**What you should do**
Lines holding the string "components" are the ones to copy from this listing.

**Material provided**
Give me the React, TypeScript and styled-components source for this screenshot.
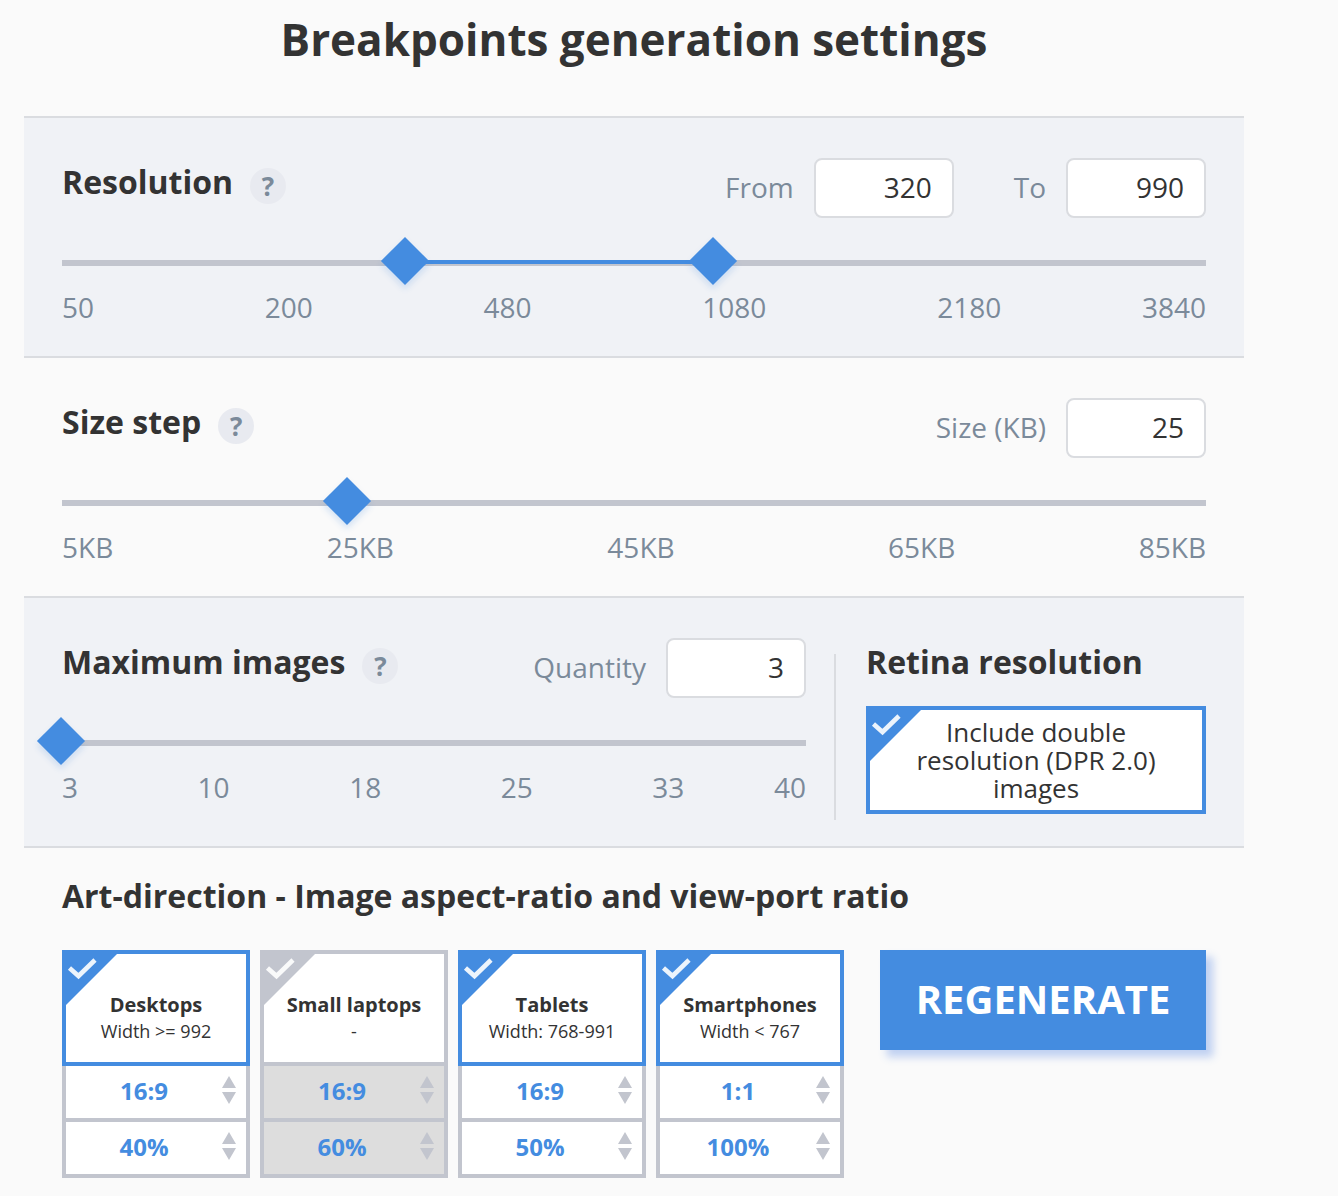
import React, { useState } from "react";
import styled, { createGlobalStyle, css } from "styled-components";

const blue = "#448ce0";
const grey = "#c2c5ce";
const slate = "#7b8a9a";
const ink = "#333333";
const line = "#dadce0";

const GlobalStyle = createGlobalStyle`
  *, *::before, *::after { box-sizing: border-box; }
  body {
    margin: 0;
    background: #fafafa;
    color: ${ink};
    font-family: "Open Sans", "Noto Sans", sans-serif;
    font-size: 28px;
    line-height: 40px;
  }
  h1, h2, p { margin: 0; }
`;

const Page = styled.main`
  padding: 0 94px 18px 24px;
`;

const Title = styled.h1`
  padding: 10px 0 48px;
  font-size: 44px;
  line-height: 58px;
  font-weight: 700;
  text-align: center;
`;

const Panel = styled.section<{ $shaded?: boolean }>`
  padding: 40px 38px 28px;
  ${(p) =>
    p.$shaded &&
    css`
      background: #f0f2f6;
      border-top: 2px solid ${line};
      border-bottom: 2px solid ${line};
    `}
`;

const SplitPanel = styled(Panel)`
  display: flex;
  padding-bottom: 26px;
`;

const Main = styled.div`
  flex: 1;
  min-width: 0;
`;

const Divider = styled.div`
  width: 2px;
  margin: 16px 30px 0 28px;
  background: ${line};
`;

const Aside = styled.div`
  display: flex;
  flex-direction: column;
  gap: 20px;
  width: 340px;
  padding-bottom: 6px;
`;

const Head = styled.div`
  display: flex;
  justify-content: space-between;
`;

const HeadLeft = styled.div`
  display: flex;
  align-items: flex-start;
  gap: 17px;
`;

const Heading = styled.h2`
  font-size: 32px;
  line-height: 48px;
  font-weight: 700;
`;

const Help = styled.button`
  width: 36px;
  height: 36px;
  margin: 10px 0 0;
  padding: 0;
  border: 0;
  border-radius: 50%;
  background: #e8eaf0;
  color: ${slate};
  font: 700 26px/36px "Open Sans", sans-serif;
  cursor: pointer;
`;

const Fields = styled.div`
  display: flex;
  gap: 60px;
`;

const FieldLabel = styled.label`
  display: flex;
  align-items: center;
  gap: 20px;
  color: ${slate};
`;

const FieldText = styled.span`
  padding-bottom: 2px;
`;

const NumberBox = styled.input`
  width: 140px;
  height: 60px;
  padding: 0 20px 2px;
  border: 2px solid ${line};
  border-radius: 8px;
  background: #fff;
  color: ${ink};
  font: inherit;
  text-align: right;
`;

const Slider = styled.div`
  display: grid;
  align-items: center;
  height: 34px;
  margin-top: 26px;
`;

const Track = styled.div`
  grid-area: 1 / 1;
  height: 6px;
  margin-top: 4px;
  background: ${grey};
`;

const Fill = styled.div`
  height: 4px;
  background: ${blue};
`;

const Range = styled.input`
  grid-area: 1 / 1;
  appearance: none;
  width: calc(100% + 34px);
  height: 34px;
  margin: 0 -18px;
  background: none;
  pointer-events: none;
  &::-webkit-slider-thumb {
    appearance: none;
    width: 34px;
    height: 34px;
    border: 0;
    border-radius: 0;
    background: ${blue};
    box-shadow: 3px 3px 6px rgba(68, 140, 224, 0.2);
    transform: rotate(45deg);
    pointer-events: auto;
    cursor: pointer;
  }
`;

const Scale = styled.div`
  display: flex;
  justify-content: space-between;
  padding: 9px 0 1px;
  color: ${slate};
  & > :last-child {
    margin-left: -30px;
  }
`;

const checkInput = css`
  position: absolute;
  inset: 0;
  width: 100%;
  height: 100%;
  margin: 0;
  opacity: 0;
  cursor: pointer;
`;

const Corner = styled.svg`
  position: absolute;
  top: -4px;
  left: -4px;
  width: 60px;
  height: 60px;
  fill: ${grey};
`;

const tickBox = css`
  position: relative;
  display: flex;
  flex-direction: column;
  align-items: center;
  border: 4px solid ${grey};
  background: #fff;
  text-align: center;
  &:has(input:checked) {
    border-color: ${blue};
  }
  &:has(input:checked) ${Corner} {
    fill: ${blue};
  }
`;

const Tick = styled.input`
  ${checkInput}
`;

const RetinaBox = styled.label`
  ${tickBox}
  padding: 8px 40px;
  font-size: 26px;
  line-height: 28px;
`;

const Art = styled.section`
  padding: 24px 38px 0;
`;

const ArtBody = styled.div`
  display: grid;
  grid-template-columns: minmax(0, 1fr) 326px;
  align-items: start;
  gap: 36px;
  padding-top: 30px;
`;

const Cards = styled.div`
  display: grid;
  grid-template-columns: repeat(4, minmax(0, 1fr));
  gap: 10px;
`;

const DeviceHead = styled.label`
  ${tickBox}
  height: 116px;
  padding-top: 37px;
  font-size: 18px;
  line-height: 24px;
  white-space: nowrap;
`;

const DeviceName = styled.strong`
  font-size: 20px;
  line-height: 28px;
`;

const SelectCell = styled.div<{ $off: boolean }>`
  display: grid;
  align-items: center;
  border: solid ${grey};
  border-width: 0 4px 4px;
  background: ${(p) => (p.$off ? "#dddddd" : "#ffffff")};
`;

const Choice = styled.select`
  grid-area: 1 / 1;
  appearance: none;
  width: 100%;
  height: 52px;
  padding: 0 24px 2px 0;
  border: 0;
  border-radius: 0;
  background: none;
  color: ${blue};
  font: 700 24px/32px "Open Sans", sans-serif;
  text-align: center;
  text-align-last: center;
  &:disabled {
    color: ${blue};
    opacity: 1;
  }
`;

const Arrows = styled.svg`
  grid-area: 1 / 1;
  justify-self: end;
  width: 14px;
  height: 28px;
  margin: 0 10px 4px 0;
  fill: ${grey};
  pointer-events: none;
`;

const Regenerate = styled.button`
  height: 100px;
  padding: 0 0 2px;
  border: 0;
  background: ${blue};
  box-shadow: 7px 7px 8px rgba(68, 120, 224, 0.32);
  color: #fff;
  font: 700 40px/56px "Open Sans", sans-serif;
  cursor: pointer;
`;

const stops = [
  [50, 0],
  [200, 232],
  [480, 393],
  [1080, 601],
  [2180, 800],
  [3840, 1000],
];

/** Interpolates along the resolution scale; `from`/`to` pick the column to read and to return. */
function convert(value: number, from: 0 | 1, to: 0 | 1) {
  const i = Math.max(1, stops.findIndex((s) => s[from] >= value));
  const [a, b] = [stops[i - 1], stops[i]];
  const t = (value - a[from]) / (b[from] - a[from]);
  return Math.round(a[to] + t * (b[to] - a[to]));
}

const clamp = (n: number, lo: number, hi: number) => Math.min(hi, Math.max(lo, n));

function Field(props: { label: string; value: number; onChange: (n: number) => void }) {
  return (
    <FieldLabel>
      <FieldText>{props.label}</FieldText>
      <NumberBox
        inputMode="numeric"
        value={props.value}
        onChange={(e) => props.onChange(Number(e.target.value) || 0)}
      />
    </FieldLabel>
  );
}

function PanelHead(props: { title: string; children: React.ReactNode }) {
  return (
    <Head>
      <HeadLeft>
        <Heading>{props.title}</Heading>
        <Help type="button" aria-label={`Help: ${props.title}`}>
          ?
        </Help>
      </HeadLeft>
      <Fields>{props.children}</Fields>
    </Head>
  );
}

function Marks({ items }: { items: string[] }) {
  return (
    <Scale>
      {items.map((t) => (
        <span key={t}>{t}</span>
      ))}
    </Scale>
  );
}

function TickCorner() {
  return (
    <Corner viewBox="0 0 60 60" aria-hidden="true">
      <path d="M0 0H59L0 59Z" />
      <path
        d="M7.5 18L16.5 26L33 10"
        fill="none"
        stroke="#fff"
        strokeOpacity="0.9"
        strokeWidth="4.6"
      />
    </Corner>
  );
}

const ratios = ["16:9", "4:3", "1:1"];
const shares = ["100%", "60%", "50%", "40%"];

function Picker(props: { label: string; value: string; options: string[]; off: boolean }) {
  return (
    <SelectCell $off={props.off}>
      <Choice aria-label={props.label} defaultValue={props.value} disabled={props.off}>
        {props.options.map((o) => (
          <option key={o}>{o}</option>
        ))}
      </Choice>
      <Arrows viewBox="0 0 14 28" aria-hidden="true">
        <path d="M7 0L14 12H0ZM0 16H14L7 28Z" />
      </Arrows>
    </SelectCell>
  );
}

type DeviceInfo = { name: string; note: string; ratio: string; share: string; on: boolean };

const devices: DeviceInfo[] = [
  { name: "Desktops", note: "Width >= 992", ratio: "16:9", share: "40%", on: true },
  { name: "Small laptops", note: "-", ratio: "16:9", share: "60%", on: false },
  { name: "Tablets", note: "Width: 768-991", ratio: "16:9", share: "50%", on: true },
  { name: "Smartphones", note: "Width < 767", ratio: "1:1", share: "100%", on: true },
];

function Device({ device }: { device: DeviceInfo }) {
  const [on, setOn] = useState(device.on);
  return (
    <div>
      <DeviceHead>
        <Tick type="checkbox" checked={on} onChange={(e) => setOn(e.target.checked)} />
        <TickCorner />
        <DeviceName>{device.name}</DeviceName>
        <span>{device.note}</span>
      </DeviceHead>
      <Picker label={`${device.name} aspect ratio`} value={device.ratio} options={ratios} off={!on} />
      <Picker label={`${device.name} view-port ratio`} value={device.share} options={shares} off={!on} />
    </div>
  );
}

export default function App() {
  const [from, setFrom] = useState(320);
  const [to, setTo] = useState(990);
  const [size, setSize] = useState(25);
  const [count, setCount] = useState(3);
  const start = convert(clamp(from, 50, 3840), 0, 1);
  const end = convert(clamp(to, 50, 3840), 0, 1);

  return (
    <>
      <GlobalStyle />
      <Page>
        <Title>Breakpoints generation settings</Title>

        <Panel $shaded>
          <PanelHead title="Resolution">
            <Field label="From" value={from} onChange={setFrom} />
            <Field label="To" value={to} onChange={setTo} />
          </PanelHead>
          <Slider>
            <Track>
              <Fill style={{ marginLeft: `${start / 10}%`, width: `${Math.max(0, end - start) / 10}%` }} />
            </Track>
            <Range
              type="range"
              aria-label="Minimum resolution"
              aria-valuetext={String(from)}
              min={0}
              max={1000}
              value={start}
              onChange={(e) => setFrom(Math.min(to, convert(Number(e.target.value), 1, 0)))}
            />
            <Range
              type="range"
              aria-label="Maximum resolution"
              aria-valuetext={String(to)}
              min={0}
              max={1000}
              value={end}
              onChange={(e) => setTo(Math.max(from, convert(Number(e.target.value), 1, 0)))}
            />
          </Slider>
          <Marks items={["50", "200", "480", "1080", "2180", "3840"]} />
        </Panel>

        <Panel>
          <PanelHead title="Size step">
            <Field label="Size (KB)" value={size} onChange={setSize} />
          </PanelHead>
          <Slider>
            <Track />
            <Range
              type="range"
              aria-label="Size step"
              min={5}
              max={85}
              value={size}
              onChange={(e) => setSize(Number(e.target.value))}
            />
          </Slider>
          <Marks items={["5KB", "25KB", "45KB", "65KB", "85KB"]} />
        </Panel>

        <SplitPanel $shaded>
          <Main>
            <PanelHead title="Maximum images">
              <Field label="Quantity" value={count} onChange={setCount} />
            </PanelHead>
            <Slider>
              <Track />
              <Range
                type="range"
                aria-label="Maximum images"
                min={3}
                max={40}
                value={count}
                onChange={(e) => setCount(Number(e.target.value))}
              />
            </Slider>
            <Marks items={["3", "10", "18", "25", "33", "40"]} />
          </Main>
          <Divider />
          <Aside>
            <Heading>Retina resolution</Heading>
            <RetinaBox>
              <Tick type="checkbox" defaultChecked />
              <TickCorner />
              <span>Include double resolution (DPR 2.0) images</span>
            </RetinaBox>
          </Aside>
        </SplitPanel>

        <Art>
          <Heading>Art-direction - Image aspect-ratio and view-port ratio</Heading>
          <ArtBody>
            <Cards>
              {devices.map((d) => (
                <Device key={d.name} device={d} />
              ))}
            </Cards>
            <Regenerate type="button">REGENERATE</Regenerate>
          </ArtBody>
        </Art>
      </Page>
    </>
  );
}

**Output of the task**
Give me the React, TypeScript and styled-components source for this screenshot.
import styled, { createGlobalStyle, css } from "styled-components";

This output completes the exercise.